Quando se começa a falar de humanização, acho um bom caminho. Essas pessoas normalmente não são tratadas como seres humanos. Muitas morrem e nem se transformam em estatísticas. Estive em Estados onde morriam três jovens em uma noite e nenhum jornal local noticiava. Com a repercussão do documentário, vi as pessoas falando que essa violência não se combate com mais violência, e sim com educação, saúde, cultura, lazer, oportunidade de trabalho.

 

ISTOÉ – Você então está feliz com o seu trabalho?
MV Bill

Parece que a ficha está caindo e parece que isso que a gente fez não vai entrar no esquecimento. Eu vou continuar contribuindo para que esse assunto não morra. Não adianta falar de cultura, educação, lazer, sem falar na renda.
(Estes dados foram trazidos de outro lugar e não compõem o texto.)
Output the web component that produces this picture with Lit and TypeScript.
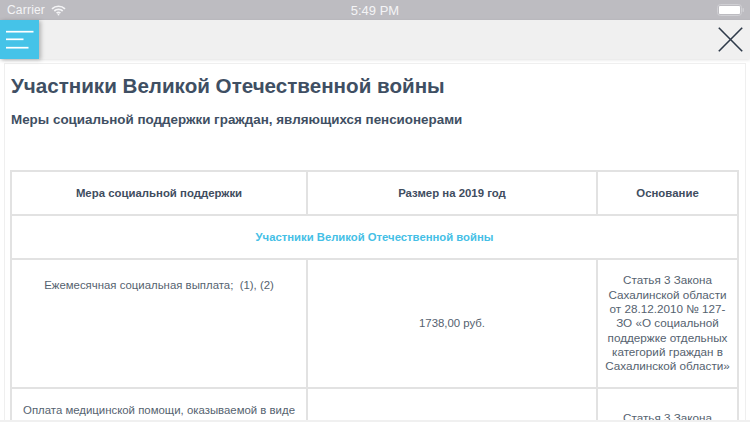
import { LitElement, html, css } from "lit";
import { customElement } from "lit/decorators.js";

@customElement("app-root")
export class AppRoot extends LitElement {
  static styles = css`
    :host { display: block; width: 750px; height: 422px; overflow: hidden; position: relative; background: #fff;
      font-family: "Liberation Sans", Arial, sans-serif; color: #3f4d5f; }
    .status { height: 20px; background: #bdbcc1; display: flex; align-items: center; color: #f4f4f6; font-size: 12px; padding: 0 6px 0 7px; position: relative; }
    .carrier { letter-spacing: 0.2px; }
    .wifi { margin-left: 6px; display: block; }
    .time { position: absolute; left: 0; right: 0; text-align: center; font-size: 13px; }
    .battery { margin-left: auto; display: block; }
    .bar { height: 39px; background: #f0f0f0; display: flex; justify-content: space-between; align-items: center; box-shadow: 0 1px 3px rgba(0,0,0,.12); position: relative; }
    .menu { width: 39px; height: 39px; background: #45c3e8; box-shadow: 2px 1px 4px rgba(0,0,0,.25); display: block; }
    .close { display: block; margin-right: 7px; }
    .page { padding: 4px 4px 0 4px; }
    .card { border: 1px solid #efefef; border-bottom: 0; padding: 0 6px; height: 400px; }
    h1 { margin: 0; padding-top: 8px; font-size: 20.6px; line-height: 27px; font-weight: 700; color: #3f4f63; }
    h2 { margin: 0; padding-top: 12px; font-size: 13.4px; line-height: 18px; font-weight: 700; color: #3f4f63; }
    table { margin: 41px 0 0 -1px; width: 729px; border-collapse: collapse; table-layout: fixed; font-size: 11.4px; line-height: 14.3px; text-align: center; color: #55626f; }
    td, th { border: 2px solid #e2e2e2; padding: 0 10px; }
    th { height: 41.5px; font-weight: 700; color: #3f4d5f; }
    .section { height: 41.5px; font-weight: 700; font-size: 11.3px; color: #45bfe6; padding-top: 1px; }
    .first { height: 129px; }
    .c1 { width: 296px; } .c2 { width: 290px; }
    .top-a { vertical-align: top; padding-top: 18px; }
    .top-b { vertical-align: top; padding-top: 14px; }
    .legal { font-size: 11.7px; padding: 0 5px; }
    .top-c { vertical-align: top; padding-top: 22px; }
    .foot { position: absolute; left: 0; right: 0; bottom: 0; height: 2px; background: #f0f0f0; }
  `;

  render() {
    return html`
      <div class="status">
        <span class="carrier">Carrier</span>
        <svg class="wifi" width="15" height="11" viewBox="0 0 15 11" fill="none" stroke="#f4f4f6" stroke-width="1.7">
          <path d="M1 3.8C4.6.4 10.4.4 14 3.8" />
          <path d="M3.3 6C5.6 3.9 9.4 3.9 11.7 6" />
          <path d="M5.6 8.2C6.6 7.3 8.4 7.3 9.4 8.2" />
          <circle cx="7.5" cy="9.6" r=".9" fill="#f4f4f6" stroke="none" />
        </svg>
        <span class="time">5:49 PM</span>
        <svg class="battery" width="27" height="12" viewBox="0 0 27 12">
          <rect x=".5" y=".5" width="24" height="11" rx="3" fill="none" stroke="#d0d0d4" />
          <rect x="2" y="2" width="21" height="8" rx="1" fill="#fff" />
          <rect x="25.5" y="4" width="1.5" height="4" rx=".7" fill="#d0d0d4" />
        </svg>
      </div>
      <div class="bar">
        <svg class="menu" viewBox="0 0 39 39" stroke="#fff" stroke-width="1.7" fill="none">
          <path d="M6 11.7H33.5" /><path d="M6 19.3H23.5" /><path d="M6 27.7H28.5" />
        </svg>
        <svg class="close" width="25" height="25" viewBox="0 0 25 25" stroke="#2e3a49" stroke-width="1.6" fill="none">
          <path d="M.8.8 24.2 24.2" /><path d="M24.2.8 .8 24.2" />
        </svg>
      </div>
      <div class="page">
        <div class="card">
          <h1>Участники Великой Отечественной войны</h1>
          <h2>Меры социальной поддержки граждан, являющихся пенсионерами</h2>
          <table>
            <colgroup><col class="c1" /><col class="c2" /><col /></colgroup>
            <tr><th>Мера социальной поддержки</th><th>Размер на 2019 год</th><th>Основание</th></tr>
            <tr><td class="section" colspan="3">Участники Великой Отечественной войны</td></tr>
            <tr class="first">
              <td class="top-a">Ежемесячная социальная выплата;&nbsp; (1), (2)</td>
              <td>1738,00 руб.</td>
              <td class="legal">Статья 3 Закона Сахалинской области от 28.12.2010 № 127-ЗО «О социальной поддержке отдельных категорий граждан в Сахалинской области»</td>
            </tr>
            <tr>
              <td class="top-b">Оплата медицинской помощи, оказываемой в виде</td>
              <td></td>
              <td class="legal top-c">Статья 3 Закона</td>
            </tr>
          </table>
        </div>
      </div>
      <div class="foot"></div>
    `;
  }
}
Sem isso, tudo vai pelo assistencialismo. Todos sabem que a má distribuição de renda é absurda. O Brasil tem que dividir a riqueza, senão vamos ter que dividir a pobreza e as consequências que ela traz.

ISTOÉ – É a única solução?
MV Bill

Sem isso, não vejo futuro. A não ser a reprodução do presente, que é continuar a enterrar os jovens mortos nessa guerra do tráfico, ver as meninas cada vez mais novas colocando cada vez mais crianças no mundo. É a reprodução da tragédia. Os jovens que aparecem no documentário não conheceram os pais. E eles, com 16, 17 anos, que é a idade-limite para eles morrerem, também já têm filhos. Vão deixar os filhos órfãos também.
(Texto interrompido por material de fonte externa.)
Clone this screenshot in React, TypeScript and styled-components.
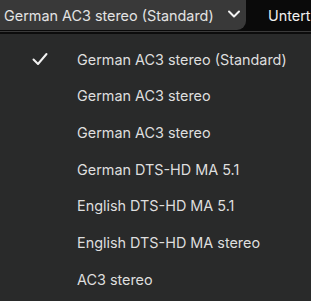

ISTOÉ – O movimento hip-hop costuma criticar a grande mídia. Você foi criticado pela parceria com a Globo?
MV Bill

Se alguém criticou, não chegou a mim. Em nenhum momento pensei que foi uma rendição. Foi uma negociação, uma parceria. Nem pensei no hip- hop, porque essa questão vai além da ideologia. Eu quero é que se danem. Eu acho a programação da MTV muito ruim e o hip-hop está nela. 

ISTOÉ – Você apenas aproveitou um espaço, é isso?
MV Bill

É sempre o branco que nos representa, é sempre o pensamento deles, a gente não tem espaço para nada. Então, quando se tem um espaço não doado, mas conquistado, para falar o que se quer e o que se pensa, não posso ignorar, só porque parte do hip-hop não concorda. Quando as portas começam a se abrir, sem você se corromper, sem mudar o seu pensamento, não ocupar esse espaço é burrice.

ISTOÉ – O que acha de iniciativas como a emissora recém-criada pelo apresentador Netinho, exclusivamente voltada para negros?
MV Bill

Eu acho que seria sensacional uma emissora só dos negros, mas com muito poder. 

ISTOÉ – O ideal não seria integrar negros e brancos em vez de se fechar voluntariamente num gueto?
MV Bill

A integração não existe. Não tem espaço para o negro na tevê brasileira. As agências de modelo dizem: “Você é linda, mas não vende o produto.” Não há nenhuma televisão que me contemple.